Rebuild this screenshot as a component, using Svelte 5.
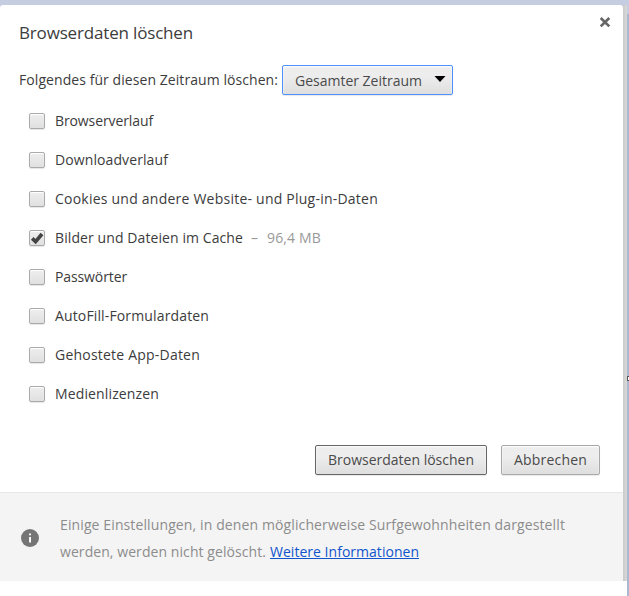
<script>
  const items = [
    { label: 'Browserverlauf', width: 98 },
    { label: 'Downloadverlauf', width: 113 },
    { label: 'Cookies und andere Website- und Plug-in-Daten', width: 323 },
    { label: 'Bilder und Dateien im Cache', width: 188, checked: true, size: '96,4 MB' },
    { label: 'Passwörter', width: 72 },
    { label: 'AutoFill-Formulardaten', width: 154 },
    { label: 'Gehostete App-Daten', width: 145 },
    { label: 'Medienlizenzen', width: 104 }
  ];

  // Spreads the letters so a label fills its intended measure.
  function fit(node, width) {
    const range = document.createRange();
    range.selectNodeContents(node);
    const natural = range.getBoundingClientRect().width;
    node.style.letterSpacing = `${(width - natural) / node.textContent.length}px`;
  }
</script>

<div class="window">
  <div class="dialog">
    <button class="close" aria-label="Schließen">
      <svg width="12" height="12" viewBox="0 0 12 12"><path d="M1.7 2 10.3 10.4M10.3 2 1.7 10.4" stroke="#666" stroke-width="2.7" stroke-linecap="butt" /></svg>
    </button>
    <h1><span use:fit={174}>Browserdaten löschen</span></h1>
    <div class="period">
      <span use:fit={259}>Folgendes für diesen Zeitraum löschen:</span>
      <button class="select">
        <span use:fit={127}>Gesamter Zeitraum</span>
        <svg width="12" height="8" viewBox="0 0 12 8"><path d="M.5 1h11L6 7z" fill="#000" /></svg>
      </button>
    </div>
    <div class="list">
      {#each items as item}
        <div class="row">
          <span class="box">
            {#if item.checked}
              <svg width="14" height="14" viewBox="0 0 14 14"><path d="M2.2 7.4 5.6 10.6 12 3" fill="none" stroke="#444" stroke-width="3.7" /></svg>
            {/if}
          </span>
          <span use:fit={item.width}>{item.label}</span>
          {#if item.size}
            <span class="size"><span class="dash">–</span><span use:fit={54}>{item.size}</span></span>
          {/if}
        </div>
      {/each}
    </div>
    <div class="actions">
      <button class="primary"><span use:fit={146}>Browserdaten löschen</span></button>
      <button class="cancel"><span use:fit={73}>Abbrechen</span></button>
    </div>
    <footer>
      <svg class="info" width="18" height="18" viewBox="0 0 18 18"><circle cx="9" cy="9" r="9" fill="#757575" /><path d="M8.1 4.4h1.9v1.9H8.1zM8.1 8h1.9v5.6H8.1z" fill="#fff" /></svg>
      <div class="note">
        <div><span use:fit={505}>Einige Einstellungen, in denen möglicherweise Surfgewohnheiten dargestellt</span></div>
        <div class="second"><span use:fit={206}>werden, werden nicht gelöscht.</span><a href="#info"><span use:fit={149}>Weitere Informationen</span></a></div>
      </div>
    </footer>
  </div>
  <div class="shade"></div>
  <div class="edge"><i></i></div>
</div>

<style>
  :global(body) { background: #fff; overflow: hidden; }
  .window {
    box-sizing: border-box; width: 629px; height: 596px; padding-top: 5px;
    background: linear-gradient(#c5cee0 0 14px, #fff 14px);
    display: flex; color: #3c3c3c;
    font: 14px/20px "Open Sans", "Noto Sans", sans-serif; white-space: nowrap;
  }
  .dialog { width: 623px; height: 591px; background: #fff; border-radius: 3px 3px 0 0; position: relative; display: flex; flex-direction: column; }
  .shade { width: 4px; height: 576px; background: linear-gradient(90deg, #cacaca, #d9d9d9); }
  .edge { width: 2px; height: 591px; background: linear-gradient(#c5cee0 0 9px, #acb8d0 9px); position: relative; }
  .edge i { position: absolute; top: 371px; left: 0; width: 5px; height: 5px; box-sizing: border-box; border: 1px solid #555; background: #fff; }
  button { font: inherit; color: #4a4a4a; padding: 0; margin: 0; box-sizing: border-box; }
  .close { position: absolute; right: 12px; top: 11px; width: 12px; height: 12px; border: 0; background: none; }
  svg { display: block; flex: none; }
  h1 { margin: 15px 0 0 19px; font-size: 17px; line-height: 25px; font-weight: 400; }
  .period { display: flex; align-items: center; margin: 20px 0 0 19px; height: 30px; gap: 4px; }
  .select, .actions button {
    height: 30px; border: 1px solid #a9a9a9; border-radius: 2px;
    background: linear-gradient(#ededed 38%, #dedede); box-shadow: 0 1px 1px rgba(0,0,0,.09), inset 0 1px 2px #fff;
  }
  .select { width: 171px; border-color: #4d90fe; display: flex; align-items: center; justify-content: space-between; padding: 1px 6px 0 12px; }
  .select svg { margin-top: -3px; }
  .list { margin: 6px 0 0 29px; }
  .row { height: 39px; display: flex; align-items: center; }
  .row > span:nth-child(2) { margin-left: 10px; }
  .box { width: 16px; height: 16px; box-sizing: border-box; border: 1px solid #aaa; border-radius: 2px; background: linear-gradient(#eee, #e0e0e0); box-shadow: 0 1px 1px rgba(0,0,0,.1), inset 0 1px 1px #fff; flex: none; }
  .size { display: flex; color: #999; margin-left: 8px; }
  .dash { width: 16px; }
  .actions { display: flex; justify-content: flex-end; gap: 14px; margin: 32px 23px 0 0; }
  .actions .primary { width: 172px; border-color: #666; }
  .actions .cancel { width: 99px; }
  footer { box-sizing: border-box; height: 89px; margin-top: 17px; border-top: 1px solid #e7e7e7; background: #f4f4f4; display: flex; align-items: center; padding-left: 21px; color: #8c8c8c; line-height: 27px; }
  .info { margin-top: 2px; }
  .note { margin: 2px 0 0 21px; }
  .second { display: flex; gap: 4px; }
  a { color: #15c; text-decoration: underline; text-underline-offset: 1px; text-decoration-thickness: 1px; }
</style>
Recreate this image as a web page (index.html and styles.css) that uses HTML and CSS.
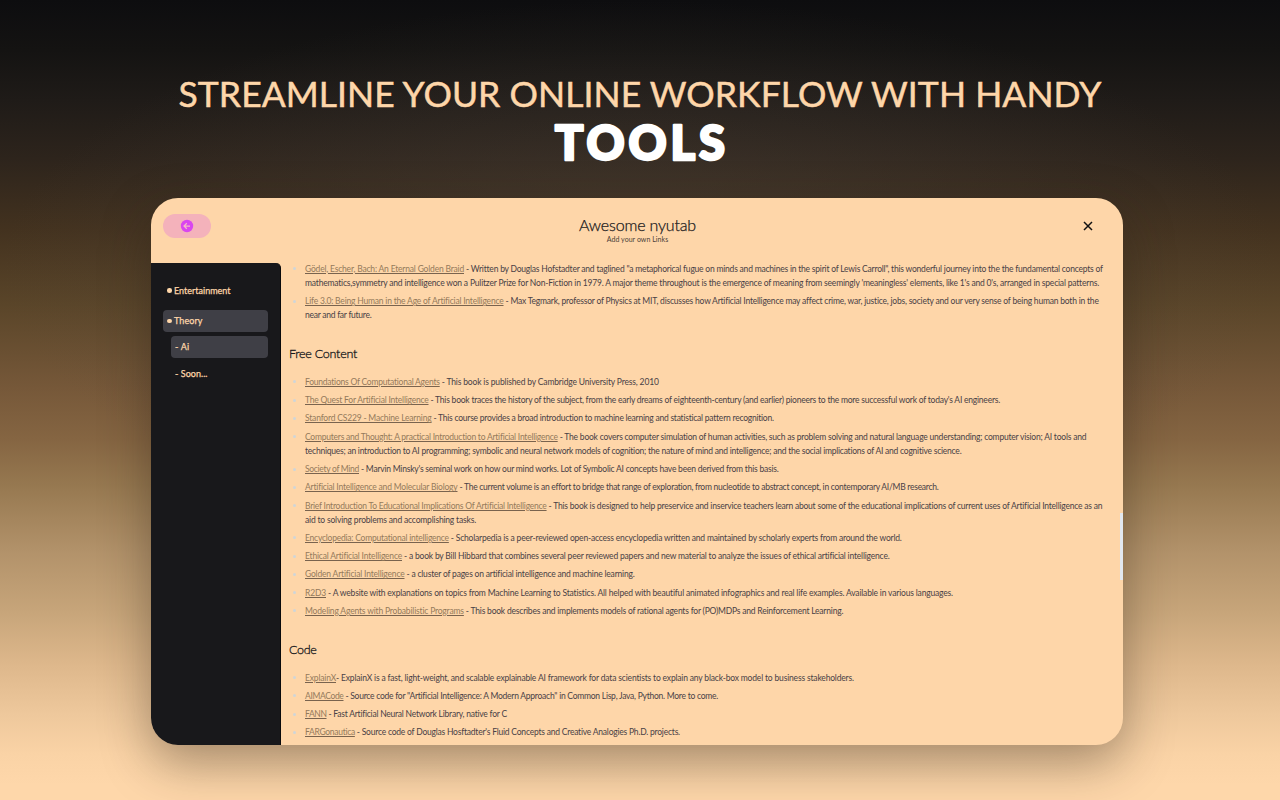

◇ ◇ ◇ ◇ ◇

§ **Written task**: Set every line down exactly as written, leaving each picture out.

§ **Completed task**:
Rebuild this screenshot as a component, using Svelte 5.
<script>
  const items = [
    { label: 'Browserverlauf', width: 98 },
    { label: 'Downloadverlauf', width: 113 },
    { label: 'Cookies und andere Website- und Plug-in-Daten', width: 323 },
    { label: 'Bilder und Dateien im Cache', width: 188, checked: true, size: '96,4 MB' },
    { label: 'Passwörter', width: 72 },
    { label: 'AutoFill-Formulardaten', width: 154 },
    { label: 'Gehostete App-Daten', width: 145 },
    { label: 'Medienlizenzen', width: 104 }
  ];

  // Spreads the letters so a label fills its intended measure.
  function fit(node, width) {
    const range = document.createRange();
    range.selectNodeContents(node);
    const natural = range.getBoundingClientRect().width;
    node.style.letterSpacing = `${(width - natural) / node.textContent.length}px`;
  }
</script>

<div class="window">
  <div class="dialog">
    <button class="close" aria-label="Schließen">
      <svg width="12" height="12" viewBox="0 0 12 12"><path d="M1.7 2 10.3 10.4M10.3 2 1.7 10.4" stroke="#666" stroke-width="2.7" stroke-linecap="butt" /></svg>
    </button>
    <h1><span use:fit={174}>Browserdaten löschen</span></h1>
    <div class="period">
      <span use:fit={259}>Folgendes für diesen Zeitraum löschen:</span>
      <button class="select">
        <span use:fit={127}>Gesamter Zeitraum</span>
        <svg width="12" height="8" viewBox="0 0 12 8"><path d="M.5 1h11L6 7z" fill="#000" /></svg>
      </button>
    </div>
    <div class="list">
      {#each items as item}
        <div class="row">
          <span class="box">
            {#if item.checked}
              <svg width="14" height="14" viewBox="0 0 14 14"><path d="M2.2 7.4 5.6 10.6 12 3" fill="none" stroke="#444" stroke-width="3.7" /></svg>
            {/if}
          </span>
          <span use:fit={item.width}>{item.label}</span>
          {#if item.size}
            <span class="size"><span class="dash">–</span><span use:fit={54}>{item.size}</span></span>
          {/if}
        </div>
      {/each}
    </div>
    <div class="actions">
      <button class="primary"><span use:fit={146}>Browserdaten löschen</span></button>
      <button class="cancel"><span use:fit={73}>Abbrechen</span></button>
    </div>
    <footer>
      <svg class="info" width="18" height="18" viewBox="0 0 18 18"><circle cx="9" cy="9" r="9" fill="#757575" /><path d="M8.1 4.4h1.9v1.9H8.1zM8.1 8h1.9v5.6H8.1z" fill="#fff" /></svg>
      <div class="note">
        <div><span use:fit={505}>Einige Einstellungen, in denen möglicherweise Surfgewohnheiten dargestellt</span></div>
        <div class="second"><span use:fit={206}>werden, werden nicht gelöscht.</span><a href="#info"><span use:fit={149}>Weitere Informationen</span></a></div>
      </div>
    </footer>
  </div>
  <div class="shade"></div>
  <div class="edge"><i></i></div>
</div>

<style>
  :global(body) { background: #fff; overflow: hidden; }
  .window {
    box-sizing: border-box; width: 629px; height: 596px; padding-top: 5px;
    background: linear-gradient(#c5cee0 0 14px, #fff 14px);
    display: flex; color: #3c3c3c;
    font: 14px/20px "Open Sans", "Noto Sans", sans-serif; white-space: nowrap;
  }
  .dialog { width: 623px; height: 591px; background: #fff; border-radius: 3px 3px 0 0; position: relative; display: flex; flex-direction: column; }
  .shade { width: 4px; height: 576px; background: linear-gradient(90deg, #cacaca, #d9d9d9); }
  .edge { width: 2px; height: 591px; background: linear-gradient(#c5cee0 0 9px, #acb8d0 9px); position: relative; }
  .edge i { position: absolute; top: 371px; left: 0; width: 5px; height: 5px; box-sizing: border-box; border: 1px solid #555; background: #fff; }
  button { font: inherit; color: #4a4a4a; padding: 0; margin: 0; box-sizing: border-box; }
  .close { position: absolute; right: 12px; top: 11px; width: 12px; height: 12px; border: 0; background: none; }
  svg { display: block; flex: none; }
  h1 { margin: 15px 0 0 19px; font-size: 17px; line-height: 25px; font-weight: 400; }
  .period { display: flex; align-items: center; margin: 20px 0 0 19px; height: 30px; gap: 4px; }
  .select, .actions button {
    height: 30px; border: 1px solid #a9a9a9; border-radius: 2px;
    background: linear-gradient(#ededed 38%, #dedede); box-shadow: 0 1px 1px rgba(0,0,0,.09), inset 0 1px 2px #fff;
  }
  .select { width: 171px; border-color: #4d90fe; display: flex; align-items: center; justify-content: space-between; padding: 1px 6px 0 12px; }
  .select svg { margin-top: -3px; }
  .list { margin: 6px 0 0 29px; }
  .row { height: 39px; display: flex; align-items: center; }
  .row > span:nth-child(2) { margin-left: 10px; }
  .box { width: 16px; height: 16px; box-sizing: border-box; border: 1px solid #aaa; border-radius: 2px; background: linear-gradient(#eee, #e0e0e0); box-shadow: 0 1px 1px rgba(0,0,0,.1), inset 0 1px 1px #fff; flex: none; }
  .size { display: flex; color: #999; margin-left: 8px; }
  .dash { width: 16px; }
  .actions { display: flex; justify-content: flex-end; gap: 14px; margin: 32px 23px 0 0; }
  .actions .primary { width: 172px; border-color: #666; }
  .actions .cancel { width: 99px; }
  footer { box-sizing: border-box; height: 89px; margin-top: 17px; border-top: 1px solid #e7e7e7; background: #f4f4f4; display: flex; align-items: center; padding-left: 21px; color: #8c8c8c; line-height: 27px; }
  .info { margin-top: 2px; }
  .note { margin: 2px 0 0 21px; }
  .second { display: flex; gap: 4px; }
  a { color: #15c; text-decoration: underline; text-underline-offset: 1px; text-decoration-thickness: 1px; }
</style>
Recreate this image as a web page (index.html and styles.css) that uses HTML and CSS.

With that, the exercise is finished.